1.Normality 1-10 by Hito Steyerl (2001) (fragment)

Protagonists: Agnes, Lee, Christophe, of the Initiative of asylum seekers in Brandenburg

No walls around Europe!
Residence permission for everybody!

Agnes: We have organized this demonstration to voice our discontent and criticism towards racism that is going on here in Germany. As an international group of women, we are very much concerned of the rise of neonazism and fascism in Europe as a whole and especially in Germany. Some of our women and people have already suffered racist attacks, whether it is verbal or if it’s physical. It’s really a pity that this will happen in Hannover, in the city which is supposed to be internationally well known as an export city.

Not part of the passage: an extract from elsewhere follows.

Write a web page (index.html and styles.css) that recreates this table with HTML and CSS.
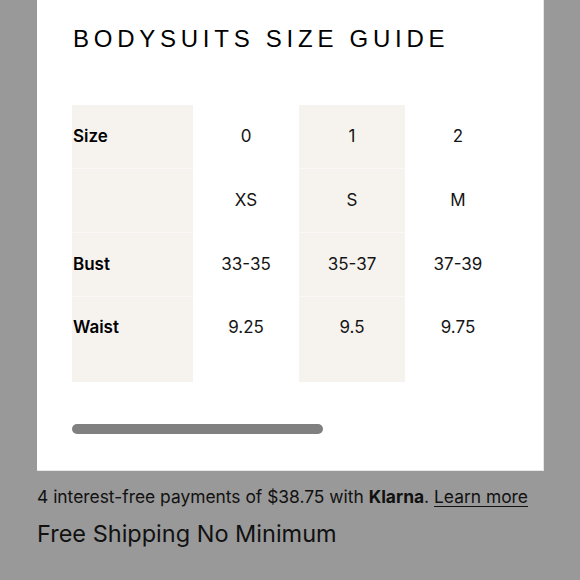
FILE: index.html
```html
<!DOCTYPE html>
<html>
<head>
<meta charset="utf-8">
<link rel="stylesheet" href="styles.css">
</head>
<body>
<div class="panel">
  <h1 class="title">BODYSUITS SIZE GUIDE</h1>
  <div class="table">
    <div class="cell label shade">Size</div>
    <div class="cell">0</div>
    <div class="cell shade">1</div>
    <div class="cell">2</div>

    <div class="cell label shade"></div>
    <div class="cell">XS</div>
    <div class="cell shade">S</div>
    <div class="cell">M</div>

    <div class="cell label shade">Bust</div>
    <div class="cell">33-35</div>
    <div class="cell shade">35-37</div>
    <div class="cell">37-39</div>

    <div class="cell label shade last">Waist</div>
    <div class="cell last">9.25</div>
    <div class="cell shade last">9.5</div>
    <div class="cell last">9.75</div>
  </div>
  <div class="scrollbar"></div>
</div>
<div class="info">
  <p class="klarna">4 interest-free payments of $38.75 with <b>Klarna</b>. <a href="#">Learn more</a></p>
  <p class="shipping">Free Shipping No Minimum</p>
</div>
</body>
</html>
```

FILE: styles.css
```css
html, body {
  margin: 0;
  padding: 0;
  background: #999999;
}
body {
  font-family: Inter, "Noto Sans", sans-serif;
  color: #111;
  width: 580px;
  height: 580px;
  overflow: hidden;
}
.panel {
  margin-left: 37px;
  width: 507px;
  height: 471px;
  box-sizing: border-box;
  padding: 25px 0 0 35px;
  background: #fff;
  border-right: 1px solid #e6e6e6;
  border-bottom: 1px solid #e6e6e6;
}
.title {
  margin: 0 0 52px 1px;
  font-family: "Liberation Sans", Arial, sans-serif;
  font-weight: 400;
  font-size: 24px;
  line-height: 28px;
  letter-spacing: 4.75px;
  color: #000;
}
.table {
  display: grid;
  grid-template-columns: 121px 106px 106px 106px;
  grid-auto-rows: auto;
}
.cell {
  height: 64px;
  box-sizing: border-box;
  display: flex;
  align-items: center;
  justify-content: center;
  padding-bottom: 2px;
  font-size: 17px;
  color: #151515;
  border-bottom: 1px solid transparent;
}
.cell:nth-child(4n+2), .cell:nth-child(4n+4) {
  border-bottom-color: #fff;
}
.shade {
  background: #f6f3ef;
  border-bottom: 1px solid #faf8f6;
}
.label {
  justify-content: flex-start;
  padding-left: 1px;
  font-weight: 600;
  color: #000;
}
.cell.last {
  height: 85px;
  padding-bottom: 25px;
  border-bottom: none;
}
.scrollbar {
  margin-top: 42px;
  width: 251px;
  height: 10px;
  border-radius: 5px;
  background: #808080;
}
.info {
  padding: 15px 0 0 37px;
}
.klarna {
  margin: 0;
  font-size: 17.4px;
  line-height: 22px;
  color: #111;
}
.klarna b {
  font-weight: 700;
}
.klarna a {
  color: #111;
  text-decoration: underline;
  text-underline-offset: 3px;
}
.shipping {
  margin: 12px 0 0;
  font-size: 23.5px;
  line-height: 28px;
  color: #111;
}
```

3.10.2000 (music: the European anthem, Ode to Joy)
Ten years of German reunification at the Expo in Hannover
flags: 10 years united Germany

Lee: As African Women, we have eradicated oppression and racism in our own countries by all this colonial powers. We will not tolerate it in other countries. We will come in, like you have just witnessed, we will come back inside and eradicate racism in oppressive colonial countries like Germany.

Christoph: We consider this is a form of apartheid, because the racism in the law has made us second-class citizens, -you are always open to attacks or racism on the streets. Most of the authorities base their minds on racism on the streets, but we want to tell them that they have racism in the law and they have racism in the institutions.

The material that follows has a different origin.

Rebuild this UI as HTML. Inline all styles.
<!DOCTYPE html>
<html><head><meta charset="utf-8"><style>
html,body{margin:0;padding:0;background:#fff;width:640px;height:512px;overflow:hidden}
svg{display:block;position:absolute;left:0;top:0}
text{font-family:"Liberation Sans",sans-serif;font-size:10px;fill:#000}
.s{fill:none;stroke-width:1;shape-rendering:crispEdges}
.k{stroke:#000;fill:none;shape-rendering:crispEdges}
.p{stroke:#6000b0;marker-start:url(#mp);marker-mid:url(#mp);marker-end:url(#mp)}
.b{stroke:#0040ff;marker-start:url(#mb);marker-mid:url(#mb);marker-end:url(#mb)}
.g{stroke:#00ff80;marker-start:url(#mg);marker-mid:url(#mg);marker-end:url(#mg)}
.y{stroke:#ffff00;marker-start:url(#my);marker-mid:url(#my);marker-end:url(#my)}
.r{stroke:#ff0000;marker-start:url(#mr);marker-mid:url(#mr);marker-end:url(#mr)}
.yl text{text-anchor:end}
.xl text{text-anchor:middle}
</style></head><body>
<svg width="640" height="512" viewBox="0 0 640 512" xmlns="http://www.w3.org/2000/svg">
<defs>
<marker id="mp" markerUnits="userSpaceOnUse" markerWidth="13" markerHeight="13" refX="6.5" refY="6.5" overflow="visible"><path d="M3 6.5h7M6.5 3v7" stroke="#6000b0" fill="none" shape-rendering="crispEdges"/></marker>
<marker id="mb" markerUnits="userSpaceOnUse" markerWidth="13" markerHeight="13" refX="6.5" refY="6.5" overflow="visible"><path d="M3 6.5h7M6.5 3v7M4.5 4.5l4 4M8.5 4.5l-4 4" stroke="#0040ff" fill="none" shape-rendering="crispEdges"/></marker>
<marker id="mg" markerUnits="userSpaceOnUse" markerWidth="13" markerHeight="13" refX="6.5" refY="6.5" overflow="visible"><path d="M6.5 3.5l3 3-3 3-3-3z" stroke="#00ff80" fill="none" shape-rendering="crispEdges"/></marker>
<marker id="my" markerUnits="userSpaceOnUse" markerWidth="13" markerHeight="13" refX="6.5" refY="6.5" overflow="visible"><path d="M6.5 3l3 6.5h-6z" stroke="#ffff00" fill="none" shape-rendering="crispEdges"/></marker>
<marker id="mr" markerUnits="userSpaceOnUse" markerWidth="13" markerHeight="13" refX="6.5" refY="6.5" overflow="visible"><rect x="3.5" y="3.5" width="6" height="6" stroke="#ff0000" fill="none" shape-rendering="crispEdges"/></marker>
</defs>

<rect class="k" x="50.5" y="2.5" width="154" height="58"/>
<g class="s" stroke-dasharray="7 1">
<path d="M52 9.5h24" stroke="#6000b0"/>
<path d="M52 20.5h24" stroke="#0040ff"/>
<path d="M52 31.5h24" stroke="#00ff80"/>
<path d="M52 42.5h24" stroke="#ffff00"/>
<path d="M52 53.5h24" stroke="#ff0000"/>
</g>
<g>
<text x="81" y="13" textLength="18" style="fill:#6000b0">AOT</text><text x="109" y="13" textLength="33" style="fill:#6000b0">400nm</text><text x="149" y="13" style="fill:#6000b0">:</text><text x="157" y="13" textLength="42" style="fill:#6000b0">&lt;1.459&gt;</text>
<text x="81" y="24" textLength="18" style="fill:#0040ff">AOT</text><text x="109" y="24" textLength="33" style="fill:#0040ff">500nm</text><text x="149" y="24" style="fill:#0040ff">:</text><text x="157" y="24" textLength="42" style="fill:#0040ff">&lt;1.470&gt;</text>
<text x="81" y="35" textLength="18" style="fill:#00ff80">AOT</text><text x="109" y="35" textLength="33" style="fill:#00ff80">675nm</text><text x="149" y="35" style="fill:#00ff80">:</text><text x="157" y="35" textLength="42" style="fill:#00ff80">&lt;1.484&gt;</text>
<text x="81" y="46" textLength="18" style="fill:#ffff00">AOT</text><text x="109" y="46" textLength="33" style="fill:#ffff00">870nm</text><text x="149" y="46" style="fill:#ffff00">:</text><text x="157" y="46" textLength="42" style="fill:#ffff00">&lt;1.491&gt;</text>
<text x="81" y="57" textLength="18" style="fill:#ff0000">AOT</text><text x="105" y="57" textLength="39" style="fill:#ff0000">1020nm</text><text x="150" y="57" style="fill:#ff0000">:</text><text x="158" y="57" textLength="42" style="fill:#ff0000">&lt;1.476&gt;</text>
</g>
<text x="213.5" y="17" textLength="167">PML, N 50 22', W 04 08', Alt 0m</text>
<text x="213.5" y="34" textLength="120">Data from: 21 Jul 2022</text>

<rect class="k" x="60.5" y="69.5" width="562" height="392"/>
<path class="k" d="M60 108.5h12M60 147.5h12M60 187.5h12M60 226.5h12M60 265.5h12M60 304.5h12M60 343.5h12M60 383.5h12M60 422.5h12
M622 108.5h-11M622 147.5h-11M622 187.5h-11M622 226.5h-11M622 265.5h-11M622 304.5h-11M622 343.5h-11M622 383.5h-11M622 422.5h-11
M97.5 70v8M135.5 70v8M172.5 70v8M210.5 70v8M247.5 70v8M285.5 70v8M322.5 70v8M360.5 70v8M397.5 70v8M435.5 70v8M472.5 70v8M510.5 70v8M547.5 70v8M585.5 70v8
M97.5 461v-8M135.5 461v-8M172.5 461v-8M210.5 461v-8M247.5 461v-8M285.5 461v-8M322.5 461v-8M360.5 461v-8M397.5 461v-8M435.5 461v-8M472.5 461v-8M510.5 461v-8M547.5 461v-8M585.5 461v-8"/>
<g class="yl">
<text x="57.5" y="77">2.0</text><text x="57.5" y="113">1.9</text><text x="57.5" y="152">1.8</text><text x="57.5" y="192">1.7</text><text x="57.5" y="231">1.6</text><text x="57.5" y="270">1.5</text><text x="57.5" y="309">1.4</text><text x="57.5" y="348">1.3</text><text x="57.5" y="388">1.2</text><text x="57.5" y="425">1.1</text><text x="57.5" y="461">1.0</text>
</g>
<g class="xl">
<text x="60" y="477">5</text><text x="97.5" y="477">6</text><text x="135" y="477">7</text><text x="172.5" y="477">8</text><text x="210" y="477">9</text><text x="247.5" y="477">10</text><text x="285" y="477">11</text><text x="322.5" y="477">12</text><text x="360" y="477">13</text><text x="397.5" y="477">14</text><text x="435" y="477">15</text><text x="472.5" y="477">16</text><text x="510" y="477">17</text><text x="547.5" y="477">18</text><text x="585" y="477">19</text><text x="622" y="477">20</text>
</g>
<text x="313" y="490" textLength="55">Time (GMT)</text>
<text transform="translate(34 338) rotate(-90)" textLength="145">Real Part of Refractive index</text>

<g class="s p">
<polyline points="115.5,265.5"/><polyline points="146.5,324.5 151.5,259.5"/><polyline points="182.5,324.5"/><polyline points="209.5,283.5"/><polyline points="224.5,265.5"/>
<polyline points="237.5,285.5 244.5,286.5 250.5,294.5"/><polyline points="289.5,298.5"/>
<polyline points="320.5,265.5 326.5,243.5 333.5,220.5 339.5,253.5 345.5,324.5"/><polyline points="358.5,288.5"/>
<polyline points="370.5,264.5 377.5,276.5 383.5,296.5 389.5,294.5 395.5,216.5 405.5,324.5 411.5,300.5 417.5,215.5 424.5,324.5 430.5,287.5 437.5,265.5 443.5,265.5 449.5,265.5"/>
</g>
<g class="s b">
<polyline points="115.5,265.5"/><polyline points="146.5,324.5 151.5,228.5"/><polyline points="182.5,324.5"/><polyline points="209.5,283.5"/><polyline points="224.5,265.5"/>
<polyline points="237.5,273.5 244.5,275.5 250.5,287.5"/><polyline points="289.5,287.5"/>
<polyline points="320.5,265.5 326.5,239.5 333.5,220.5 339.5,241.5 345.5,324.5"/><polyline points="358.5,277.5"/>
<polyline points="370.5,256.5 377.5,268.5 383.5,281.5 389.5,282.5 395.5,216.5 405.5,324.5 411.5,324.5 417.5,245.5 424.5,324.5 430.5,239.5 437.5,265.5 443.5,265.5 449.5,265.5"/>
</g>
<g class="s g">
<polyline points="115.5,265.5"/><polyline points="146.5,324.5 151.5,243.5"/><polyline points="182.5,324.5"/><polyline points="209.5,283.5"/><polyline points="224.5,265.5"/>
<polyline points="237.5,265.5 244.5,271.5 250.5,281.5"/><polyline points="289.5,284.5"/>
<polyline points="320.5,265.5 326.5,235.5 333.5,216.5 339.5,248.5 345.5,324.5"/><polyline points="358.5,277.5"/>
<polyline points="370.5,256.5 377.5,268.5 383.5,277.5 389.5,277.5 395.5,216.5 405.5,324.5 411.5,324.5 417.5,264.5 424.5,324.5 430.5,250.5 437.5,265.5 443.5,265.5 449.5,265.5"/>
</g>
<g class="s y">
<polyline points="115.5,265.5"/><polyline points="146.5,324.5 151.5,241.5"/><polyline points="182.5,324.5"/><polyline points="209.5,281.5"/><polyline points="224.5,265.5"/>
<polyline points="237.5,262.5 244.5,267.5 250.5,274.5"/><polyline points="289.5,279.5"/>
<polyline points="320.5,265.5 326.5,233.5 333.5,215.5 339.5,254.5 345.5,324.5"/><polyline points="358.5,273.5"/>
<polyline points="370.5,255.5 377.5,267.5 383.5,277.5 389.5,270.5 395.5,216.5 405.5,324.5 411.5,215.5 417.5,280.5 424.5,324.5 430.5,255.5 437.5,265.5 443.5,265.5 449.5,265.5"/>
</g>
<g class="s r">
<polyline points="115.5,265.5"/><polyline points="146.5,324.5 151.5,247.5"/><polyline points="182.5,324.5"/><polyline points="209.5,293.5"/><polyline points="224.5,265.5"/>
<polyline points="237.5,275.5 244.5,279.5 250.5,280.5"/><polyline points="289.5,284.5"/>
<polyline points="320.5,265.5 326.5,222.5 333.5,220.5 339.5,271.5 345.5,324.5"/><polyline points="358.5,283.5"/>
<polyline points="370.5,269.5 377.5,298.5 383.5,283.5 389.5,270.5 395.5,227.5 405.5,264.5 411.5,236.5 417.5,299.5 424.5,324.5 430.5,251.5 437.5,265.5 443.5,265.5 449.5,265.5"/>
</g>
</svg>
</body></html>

Agnes: Around Europe there should be no wall and there should be rights for everybody in this world, and I think its very timely that while Europe is raising its own Fortress against foreigners and saying that is all border free within Europe, we should all start to think that Europe should be free for all.

(news)
In the last few days of the occasion of this anniversary we are talking about the borders. In the minds and in our hearts, are they still in effect? I don’t think so. Not when it comes to the people in Germany.

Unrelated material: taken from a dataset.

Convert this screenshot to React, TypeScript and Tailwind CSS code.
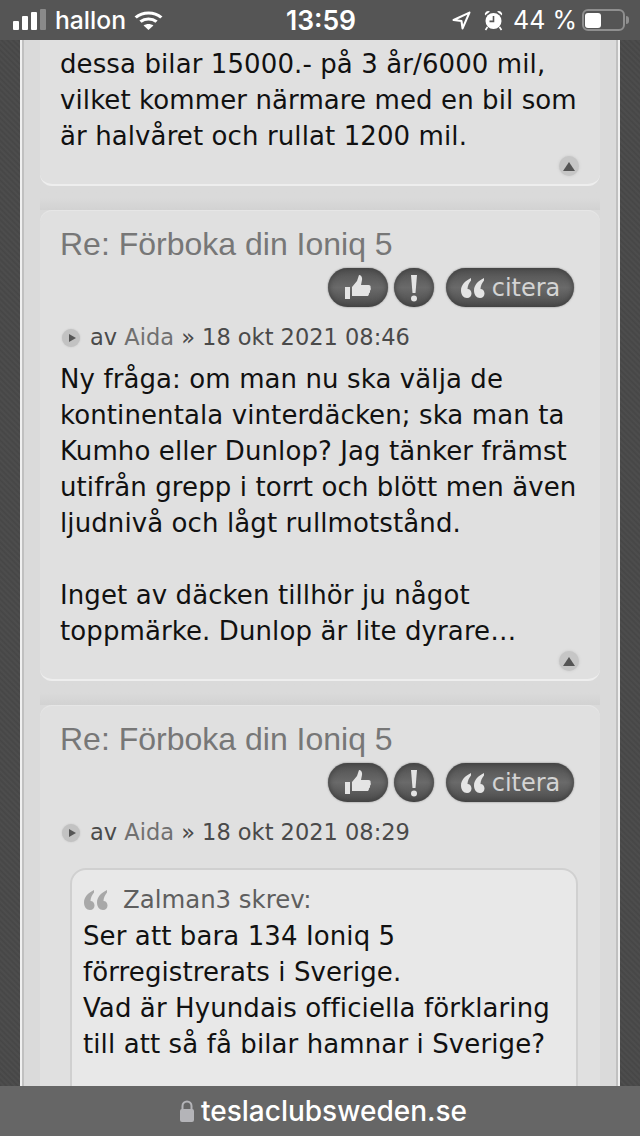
const body = "font-['DejaVu_Sans',sans-serif]";

function SignalBars() {
  return (
    <div className="flex items-end gap-[3px]">
      <span className="h-[9px] w-[6px] rounded-[1px] bg-white" />
      <span className="h-[14px] w-[6px] rounded-[1px] bg-white" />
      <span className="h-[18px] w-[6px] rounded-[1px] bg-white" />
      <span className="h-[21px] w-[6px] rounded-[1px] bg-[#8a8a8a]" />
    </div>
  );
}

function Wifi() {
  return (
    <svg width="29" height="20" viewBox="0 0 26 20" preserveAspectRatio="none" fill="none" stroke="white" strokeWidth="3">
      <path d="M1.5 7.5C8 1.5 18 1.5 24.5 7.5" />
      <path d="M5.8 11.6C10 8 16 8 20.2 11.6" />
      <path d="M13 20l-4.4-4.4c2.600-2 6.200-2 8.800 0z" fill="white" stroke="none" />
    </svg>
  );
}

function Location() {
  return (
    <svg width="19" height="19" viewBox="0 0 18 18" fill="none" stroke="white" strokeWidth="2" strokeLinejoin="round">
      <path d="M16.500 1.500L1.500 8.500L9 9.500L10 16.500Z" />
    </svg>
  );
}

function Alarm() {
  return (
    <svg width="19" height="22" viewBox="0 0 19 22">
      <circle cx="9.500" cy="12" r="8" fill="white" />
      <path d="M1 6.500a3.400 3.400 0 0 1 5-4zM18 6.500a3.400 3.400 0 0 0-5-4z" fill="white" />
      <path d="M9.500 7v5.400H5.500" fill="none" stroke="#555" strokeWidth="1.600" />
      <path d="M3.500 18l-2 3M15.500 18l2 3" stroke="white" strokeWidth="1.600" />
    </svg>
  );
}

function StatusBar() {
  return (
    <div className="relative z-10 grid h-10 shrink-0 grid-cols-[1fr_auto_1fr] items-center bg-[#555555] pl-[13px] pr-[11px] font-['Inter',sans-serif] text-white">
      <div className="flex items-center">
        <SignalBars />
        <span className="ml-[9px] text-[24.7px] font-medium leading-none">hallon</span>
        <span className="ml-[8px]">
          <Wifi />
        </span>
      </div>
      <span className="text-[26.5px] font-semibold leading-none">13:59</span>
      <div className="flex items-center justify-end">
        <Location />
        <span className="ml-[13px]">
          <Alarm />
        </span>
        <span className="ml-[10px] text-[25px] font-normal leading-none">44 %</span>
        <div className="ml-[5px] flex h-[22px] w-[43px] items-center rounded-[6px] border-2 border-[#8f8f8f] p-[1px]">
          <span className="h-[15px] w-[16px] rounded-[3px] bg-white" />
        </div>
        <span className="ml-[1px] h-[8px] w-[3px] rounded-r bg-[#8f8f8f]" />
      </div>
    </div>
  );
}

function UpArrow() {
  return (
    <div className="flex justify-end pr-[21px]">
      <div className="flex h-5 w-5 items-center justify-center rounded-full bg-[#c6c6c6] shadow-[0_0_3px_#c6c6c6]">
        <span className="h-0 w-0 border-x-[6px] border-b-[9px] border-x-transparent border-b-[#555555]" />
      </div>
    </div>
  );
}

function QuoteMarks({ fill }: { fill: string }) {
  return (
    <svg width="26" height="20" viewBox="0 0 26 20" fill={fill} className="blur-[0.4px]">
      <path d="M11 0C5 3 1 7 1 12.500 1 17 3.500 20 7 20c2.800 0 4.500-2 4.500-4.500S9.800 11 7.500 11c0-3 1.500-6 3.500-8.500z" />
      <path d="M24 0c-6 3-10 7-10 12.500 0 4.500 2.500 7.500 6 7.500 2.800 0 4.500-2 4.500-4.500S22.800 11 20.500 11c0-3 1.500-6 3.500-8.500z" />
    </svg>
  );
}

function PostButtons() {
  const pill =
    'flex h-[39px] items-center justify-center rounded-full bg-gradient-to-b from-[#505050] via-[#6a6a6a] to-[#4c4c4c] shadow-[inset_0_0_6px_#3a3a3a,0_0_2px_#777]';
  return (
    <div className="flex justify-end pr-[26px]">
      <div className={`${pill} w-[60px]`}>
        <svg width="28" height="28" viewBox="0 0 28 28" fill="#e4e4e4" className="blur-[0.4px]">
          <path d="M1 13h5v12H1z" />
          <path d="M8 13l5-6 2-6c2 0 3.500 2 3 5l-1 5h7.500c1.800 0 2.500 1.500 2 2.700.6 1 .4 2.300-.6 3 .4 1.100 0 2.300-1 2.800.2 1.300-.6 2.500-2 2.500H8z" />
        </svg>
      </div>
      <div className={`${pill} ml-[6px] w-[40px]`}>
        <svg width="8" height="28" viewBox="0 0 8 28" fill="#e4e4e4" className="blur-[0.4px]">
          <path d="M1 1h6l-1.500 18h-3z" />
          <circle cx="4" cy="24.500" r="3" />
        </svg>
      </div>
      <div className={`${pill} ml-3 w-[128px] gap-[6px]`}>
        <QuoteMarks fill="#e4e4e4" />
        <span className={`${body} text-[24px] font-medium leading-none text-[#d4d4d4]`}>citera</span>
      </div>
    </div>
  );
}

function PostHeader({ time }: { time: string }) {
  return (
    <>
      <h3 className="pl-5 pt-[15px] font-['Liberation_Sans',sans-serif] text-[32px] leading-[38px] text-[#777777]">
        Re: Förboka din Ioniq 5
      </h3>
      <div className="mt-[5px]">
        <PostButtons />
      </div>
      <div className="mt-[13px] flex h-9 items-center pl-[22px] text-[22.5px] text-[#4a4a4a]">
        <span className="flex h-[18px] w-[18px] items-center justify-center rounded-full bg-[#c2c2c2] shadow-[0_0_2px_#c2c2c2]">
          <span className="ml-[2px] h-0 w-0 border-y-[4px] border-l-[7px] border-y-transparent border-l-[#555555]" />
        </span>
        <span className="ml-[10px]">
          av <span className="text-[#707070]">Aida</span> » {time}
        </span>
      </div>
    </>
  );
}

function Post({ children }: { children: React.ReactNode }) {
  return (
    <article className={`${body} rounded-[12px] border-b-2 border-[#eeeeee] bg-[#e0e0e0] shadow-[inset_0_1px_0_#e6e6e6]`}>
      {children}
    </article>
  );
}

function PostGap() {
  return <div className="h-6 bg-gradient-to-b from-[#dadada] via-[#dadada] to-[#d2d2d2]" />;
}

function TextLines({ lines }: { lines: string[] }) {
  return (
    <>
      {lines.map((line, i) =>
        line === '' ? (
          <p key={i} className="h-9" />
        ) : (
          <p key={i} className="whitespace-nowrap">
            {line}
          </p>
        ),
      )}
    </>
  );
}

export default function App() {
  return (
    <div className="flex h-[1136px] w-[640px] flex-col overflow-hidden bg-[#4a4a4a] bg-[repeating-linear-gradient(45deg,#464646_0px,#4e4e4e_2px,#464646_4px)]">
      <StatusBar />
      <main className="min-h-0 flex-1 overflow-hidden px-5">
        <div className="-mt-[30px] border-x-2 border-[#f0f0f0]">
          <div className="border-x-2 border-[#c0c0c0] bg-[#dadada] px-4">
            <Post>
              <div className="px-5 text-[26px] leading-[36px] tracking-[0.1px] text-[#111111]">
                {/* only the tail of this scrolled-off line's comma shows under the status bar */}
                <p className="pl-[440px]">,</p>
                <TextLines
                  lines={[
                    'dessa bilar 15000.- på 3 år/6000 mil,',
                    'vilket kommer närmare med en bil som',
                    'är halvåret och rullat 1200 mil.',
                  ]}
                />
              </div>
              <div className="pb-[8px] pt-[2px]">
                <UpArrow />
              </div>
            </Post>
            <PostGap />
            <Post>
              <PostHeader time="18 okt 2021 08:46" />
              <div className="mt-[5px] px-5 text-[26px] leading-[36px] tracking-[0.1px] text-[#111111]">
                <TextLines
                  lines={[
                    'Ny fråga: om man nu ska välja de',
                    'kontinentala vinterdäcken; ska man ta',
                    'Kumho eller Dunlop? Jag tänker främst',
                    'utifrån grepp i torrt och blött men även',
                    'ljudnivå och lågt rullmotstånd.',
                    '',
                    'Inget av däcken tillhör ju något',
                    'toppmärke. Dunlop är lite dyrare…',
                  ]}
                />
              </div>
              <div className="pb-[8px] pt-[2px]">
                <UpArrow />
              </div>
            </Post>
            <PostGap />
            <Post>
              <PostHeader time="18 okt 2021 08:29" />
              <blockquote className="ml-[30px] mr-[22px] mt-[17px] rounded-t-[16px] border-2 border-[#d0d0d0] bg-[#e8e8e8] pb-10 pl-[11px] pt-[12px]">
                <div className="flex h-9 items-center text-[24.4px] text-[#5e5e5e]">
                  <QuoteMarks fill="#a8a8a8" />
                  <span className="ml-[14px]">Zalman3 skrev:</span>
                </div>
                <div className="text-[26px] leading-[36px] tracking-[0.1px] text-[#111111]">
                  <TextLines
                    lines={[
                      'Ser att bara 134 Ioniq 5',
                      'förregistrerats i Sverige.',
                      'Vad är Hyundais officiella förklaring',
                      'till att så få bilar hamnar i Sverige?',
                    ]}
                  />
                </div>
              </blockquote>
            </Post>
          </div>
        </div>
      </main>
      <footer className="relative z-10 flex h-[50px] shrink-0 items-center justify-center bg-[#666666] pl-[6px] font-['Inter',sans-serif]">
        <svg width="16" height="22" viewBox="0 0 16 22" className="mr-[6px]">
          <path d="M3.500 10V6a4.500 4.500 0 0 1 9 0v4" fill="none" stroke="#b4b4b8" strokeWidth="2" />
          <rect x="1" y="9" width="14" height="13" rx="2" fill="#b4b4b8" />
        </svg>
        <span className="text-[28px] font-medium leading-none text-white">teslaclubsweden.se</span>
      </footer>
    </div>
  );
}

3.October 2000, Deutscher Tag/German day

Agnes: When Germany invites foreigners its very clear that they are continuously kept out of its door. Europe is building a Fortress around itself. Europe is calling itself white Europe. There is no place for people of color, there is no place for Black people. We are here today with the refugees, with Black people and people of color who are asking for asylum, asking to be free and safe from persecution because they were courageous enough to stand up.

Where is world economy justice? Where is justice? Where are human rights?

European capital is running all over the world, it is inverting in the worst kind of industries, in the kind of technology that displaces Black and migrant people all over the world.

Silence is the most threatening thing of today. Silence is the most threatening thing of our time. You may not be racist and fascist in your actions, you may not be open in your racist attitudes, but your silence is exactly encouraging fascism, your silence is telling to fascist that it is ok what they are doing. It is time that we all break this silence and say to those people who are perpetuating racism that they have to stop.

Germany, year 10.

2. Naked Freedom by Marina Gržinić and Aina Šmid (2010)(fragment)

Duke University, Durham, USA
Workshop on EDUCATION, DEVELOPMENT, FREEDOM
Feb. 25-27, 2010

Kwame Nimako: “We are here (in EU) because you were there (in Africa!)”
Marina Gržinić: “We are here (in EU) because you want to go there (in Eastern Europe!)”

Marina Gržinić: You said a very interesting point that was formulated theoretically, activistically and politically as “We are here because you were there.” I thought that for Eastern Europe, it is possible to say, as this is today our situation of condition “We are here because you want to go there.” This is what European Union is all about … the allocation of capital…

Kwame Nimako: I mean what was the issue of “We are here because you want to go there” is very correct. Because when the Berlin wall fell, Africa would be a trouble for Europe. I said why? Because “former” Western Europe had claimed Africa within the context of the ACP (African-Caribbean-Pacific) group of nations, as its – backyard. South-East of Asia was seen by the G7 as the sphere of influence of Japan, and Latin America as the sphere of influence of the United States. This was the “gentlemen agreement” within the G7. Within Europe itself Africa was seen as the future supplier of agriculture products. As the »former« Western European agricultural productivity had reached 94%, Western Europe could not grow more. Asia has reached productivity of 60% and Africa has reached productivity of 25%. Therefore this meant more room for Africa to grow from the point of view of agriculture. This is how in the time of the Cold War things were constructed. Now that the Berlin wall had fallen they had Eastern Europe to go and they could do away with Africa. Africa was no more relevant. Africans started to be migration controlled; this is the major preoccupation of Europe today. It is about how to prevent Africans from coming to Europe. Now Eastern Europe has become the source of full agricultural production. In that sense you are correct by saying “we are here because you want to go there.”

Another factor is the civilization mission of the “former” Western Europe in Eastern Europe. They are going to civilize the Eastern Europeans to teach them democracy, to teach them how to treat the Roma citizens, to teach them about race relations and human rights. They are bringing that to Eastern Europe. That also means that you cannot discard the issue of race in “former” Western Europe. As Western Europe “solved” all these problems, the problem of education, the problem of development, the problem of freedom and it is the rest that has to be taught. From the point of view of race relations it also marginalizes the Black community; because once Europe becomes larger the Black community becomes small.